As our beloved representatives in Congress keep trying to make sure someone else gets blamed for the government shutdown, we're left to face the repercussions of their incompetence. But this isn't the first time we have had a controversy over the budget. Specifically, disagreements over provisions on Medicare, public health, education, and the environment caused the government shutdown of 1995. Indeed, there are parallels between that one and the current shutdown, but it remains to be seen which one overall will be more detrimental to the wellbeing of American democracy.
1. Politics Leading Up to the Shutdown
1995: The political shutdown in 1995 was comparable to the current one in that the budget dispute was at first over Medicare, public health, education, and the environment, but then quickly turned into a dispute over power. The newly elected House Republicans and their fearless leader, Speaker Newt Gingrich, wanted to encroach upon the power of President Bill Clinton.
The Republicans had proposed deep cuts in both Medicare and Medicaid, as well as other non-defense spending, which Clinton disagreed with for the upcoming 1996 fiscal-year budget. No real consensus on the budget was reached, and thus a continuing resolution funding the government expired on November 13, 1995, pushing the government into a shutdown until November 19, at which point President Clinton and Congress had tried to come to an agreement on a seven-year budget plan.

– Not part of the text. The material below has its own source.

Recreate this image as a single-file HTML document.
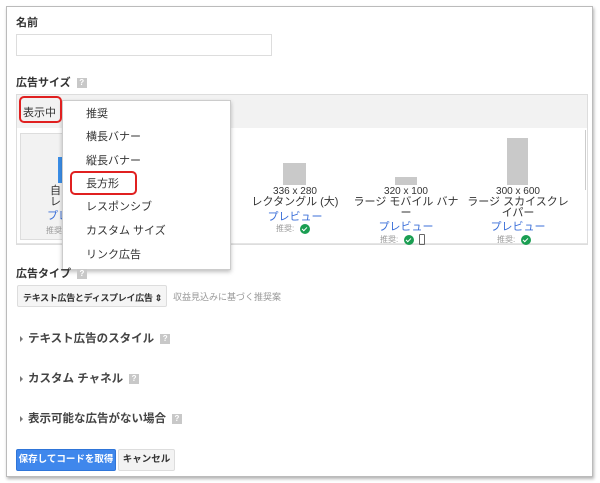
<!DOCTYPE html>
<html><head><meta charset="utf-8"><style>
*{box-sizing:border-box;margin:0;padding:0}
body{width:600px;height:483px;background:#fff;font-family:"Liberation Sans","Noto Sans CJK JP",sans-serif;position:relative;overflow:hidden;color:#222}
.frame{position:absolute;left:6px;top:6px;width:587px;height:471px;border:1px solid #bbb;box-shadow:1px 2px 3px rgba(0,0,0,.3);background:#fff}
.a{position:absolute;white-space:nowrap}
.b{font-weight:bold;font-size:11px;color:#333}
.help{display:inline-block;width:10px;height:10px;background:#c8c8c8;color:#fff;font-size:8px;line-height:10px;text-align:center;font-weight:bold;vertical-align:middle;margin-left:6px}
.t{font-size:10px;color:#333;text-align:center;line-height:11px}
.lk{color:#3b6fd8;font-size:11px;text-align:center}
.rec{font-size:8px;color:#999}
.chk{display:inline-block;width:10px;height:10px;border-radius:50%;background:#1a9e52;vertical-align:middle;margin-left:6px;position:relative}
.chk:after{content:"";position:absolute;left:3px;top:2px;width:2px;height:4px;border:solid #fff;border-width:0 1.5px 1.5px 0;transform:rotate(45deg)}
.gr{position:absolute;background:#c9c9c9}
.mi{position:absolute;left:86px;font-size:11px;color:#333}
.row{font-size:11.5px;font-weight:bold;color:#444}
.tri{display:inline-block;width:0;height:0;border-left:3px solid #777;border-top:3px solid transparent;border-bottom:3px solid transparent;margin-right:5px;vertical-align:middle}
</style></head><body>
<div class="frame"></div>
<div class="a b" style="left:16px;top:14px">名前</div>
<div class="a" style="left:16px;top:34px;width:256px;height:22px;border:1px solid #ddd"></div>
<div class="a b" style="left:16px;top:74px">広告サイズ<span class="help">?</span></div>
<div class="a" style="left:16px;top:94px;width:572px;height:151px;border:1px solid #ddd;background:#f2f2f2"></div>
<div class="a" style="left:17px;top:128px;width:570px;height:116px;background:#fff"></div>
<div class="a" style="left:20px;top:133px;width:60px;height:107px;background:#f2f2f2;border:1px solid #ddd"></div>
<div class="a" style="left:58px;top:157px;width:4px;height:26px;background:#3b8ee8"></div>
<div class="a t" style="left:50px;top:186px;text-align:left;font-size:11px">自<br>レス</div>
<div class="a lk" style="left:47px;top:207px">プレ</div>
<div class="a rec" style="left:46px;top:225px">推奨</div>
<div class="a" style="left:585px;top:130px;width:1px;height:60px;background:#ccc"></div>
<div class="a" style="left:17px;top:243px;width:570px;height:1px;background:#e5e5e5"></div>

<div class="gr" style="left:283px;top:163px;width:23px;height:22px"></div>
<div class="a t" style="left:235px;top:186px;width:120px">336 x 280<br><span style="font-size:11px">レクタングル (大)</span></div>
<div class="a lk" style="left:235px;top:208px;width:120px">プレビュー</div>
<div class="a rec" style="left:276px;top:223px">推奨:<span class="chk"></span></div>

<div class="gr" style="left:395px;top:177px;width:22px;height:8px"></div>
<div class="a t" style="left:346px;top:186px;width:120px">320 x 100<br><span style="font-size:11px">ラージ モバイル バナ<br>ー</span></div>
<div class="a lk" style="left:346px;top:218px;width:120px">プレビュー</div>
<div class="a rec" style="left:380px;top:234px">推奨:<span class="chk"></span><span style="display:inline-block;width:6px;height:11px;border:1px solid #666;border-radius:1px;margin-left:5px;vertical-align:middle"></span></div>

<div class="gr" style="left:507px;top:138px;width:21px;height:47px"></div>
<div class="a t" style="left:458px;top:186px;width:120px">300 x 600<br><span style="font-size:11px">ラージ スカイスクレ<br>イパー</span></div>
<div class="a lk" style="left:458px;top:218px;width:120px">プレビュー</div>
<div class="a rec" style="left:497px;top:234px">推奨:<span class="chk"></span></div>

<div class="a" style="left:62px;top:100px;width:169px;height:170px;background:#fff;border:1px solid #ccc;box-shadow:0 2px 4px rgba(0,0,0,.25)"></div>
<div class="a" style="left:23px;top:104px;font-size:11px;color:#333">表示中</div>
<div class="a" style="left:19px;top:96px;width:43px;height:27px;border:2px solid #e02020;border-radius:5px"></div>
<div class="mi" style="top:105px">推奨</div>
<div class="mi" style="top:128px">横長バナー</div>
<div class="mi" style="top:152px">縦長バナー</div>
<div class="mi" style="top:175px">長方形</div>
<div class="mi" style="top:198px">レスポンシブ</div>
<div class="mi" style="top:222px">カスタム サイズ</div>
<div class="mi" style="top:246px">リンク広告</div>
<div class="a" style="left:70px;top:171px;width:67px;height:24px;border:2px solid #e02020;border-radius:5px"></div>

<div class="a b" style="left:16px;top:265px">広告タイプ<span class="help">?</span></div>
<div class="a" style="left:17px;top:285px;width:150px;height:22px;border:1px solid #ddd;background:#f5f5f5;border-radius:2px;font-size:9px;font-weight:bold;color:#333;padding:5px 0 0 5px;letter-spacing:-0.3px">テキスト広告とディスプレイ広告 ⇕</div>
<div class="a" style="left:173px;top:290px;font-size:9px;color:#999">収益見込みに基づく推奨案</div>

<div class="a row" style="left:20px;top:330px"><span class="tri"></span>テキスト広告のスタイル<span class="help">?</span></div>
<div class="a row" style="left:20px;top:370px"><span class="tri"></span>カスタム チャネル<span class="help">?</span></div>
<div class="a row" style="left:20px;top:410px"><span class="tri"></span>表示可能な広告がない場合<span class="help">?</span></div>

<div class="a" style="left:16px;top:449px;width:100px;height:22px;background:#3f87ec;border:1px solid #2f75d8;border-radius:2px;color:#fff;font-size:9.5px;font-weight:bold;text-align:center;line-height:20px">保存してコードを取得</div>
<div class="a" style="left:118px;top:449px;width:57px;height:22px;background:#f3f3f3;border:1px solid #ddd;border-radius:2px;color:#333;font-size:9.5px;font-weight:bold;text-align:center;line-height:20px">キャンセル</div>
</body></html>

Instead, another continuing resolution was passed to be active until December 15, when the government shutdown yet again, instead this time for 24 days until January 1996 when the president and Congress finally decided on a seven-year balanced budget plan with modest spending cuts and tax increases.
Verdict: In terms of policies leading up to the respective shutdowns, the motives behind the 2013 shutdown speak far worse about our politicians than those of 1995. In 1995 the shutdown seemed to be a dispute purely on the actual budget, and the notion of compromise wasn't a stranger to either party. However, in 2013 an entire political party was prepared to just allow the government to default in the hopes of removing a single piece of legislation that has some significance to the budget.
2. Economics, Then and Now
1995: The economy was relatively unaffected by the 1995 shutdown (in fact, stocks were recorded as increasing). Unemployment was at a relative low of 5.6%, and the total damage from both shutdowns in 1995 and 1996 led to a 1% reduction in the growth of GDP. We must realize at the same time, however, that government spending wasn't as crucial to our GDP 18 years ago as it is today, with 19% in 1995 compared to 22% in 2013.
2013: As of right now, 800,000 federal employees were furloughed as non-essential members of the federal workforce. At the current rate of two weeks since the government shut down, this would lead to a 0.3% drop in the national GDP when the numbers are looked at annually, or a whopping $300 million in national GDP per day. Relatively, at first this doesn't seem like much, but if the government is shut down for a greater period of time, the economic impact in the future gets worse.
Verdict: The government has legislation underway that would compensate some furloughed workers, but the problem with this is aptly expressed in an article by Neil Irwin: "The risk . . . is that a shutdown that imposes a smaller degree of economic harm in fewer Congressional constituencies could also be more politically tolerable and therefore last longer — becoming a chronic rather than acute problem for the economy. So it is possible that while the economic cost per week of shutdown is now lower, the ultimate economic cost might not be."
Even though we might see some sort of beneficial economic growth as a consequence of the shutdown, those effects will be ephemeral. The long-term repercussions still lie ahead regarding annualized GDP amounts lost.
3. The U.S. in the Global Context
1995: During the previous government shutdown, many of the economic and global factors that facilitate an international and national economy today didn't exist 18 years ago. Eighteen years ago the internet consumer base was just starting out, and Silicon Valley was booming. And some of the countries that we compete with as economic powers were just beginning to assert themselves into the world of global macroeconomics, namely China.
2013: As mentioned before, and witnessed in the graph, federal spending has seen a tremendous surge in our national GDP since 1995. In fact many nations are looking at America with concern. Douglas Carswell, a member of the British Parliament, states the the U.S. has been living far beyond its means, and that such inequity in funds is a surefire way to ensure that "something's going to give...and not in a philanthropic sort of way."
Chinese Vice Finance Minister Zhu Guangyao of China hopes that the U.S. settles its issues with the government shutdown by October 18 to ensure that the economy doesn't default and that the investments are secured.
While nations such as China naturally worry about their investments, nations such as Singapore cry out about "dented diplomacy." Nations are uneasy with the idea of a president who can't attend to his international duties because he's too busy dealing with domestic affairs every time there is gridlock in the economy.
Through all of this, the most morbid view of all comes from South Africa, which has forewarned the global community to "shore up its economic defenses accordingly."
Verdict:As the global community progresses into a more technologically advanced age, as the barriers between developing and developed nations continue to erode, and as smaller nations enter into the global network of economics as stable powers, we need to ensure that our country can compete at its best as well. Even though the United States is a superpower, it still has its own sort of kryptonite: unyielding partisanship.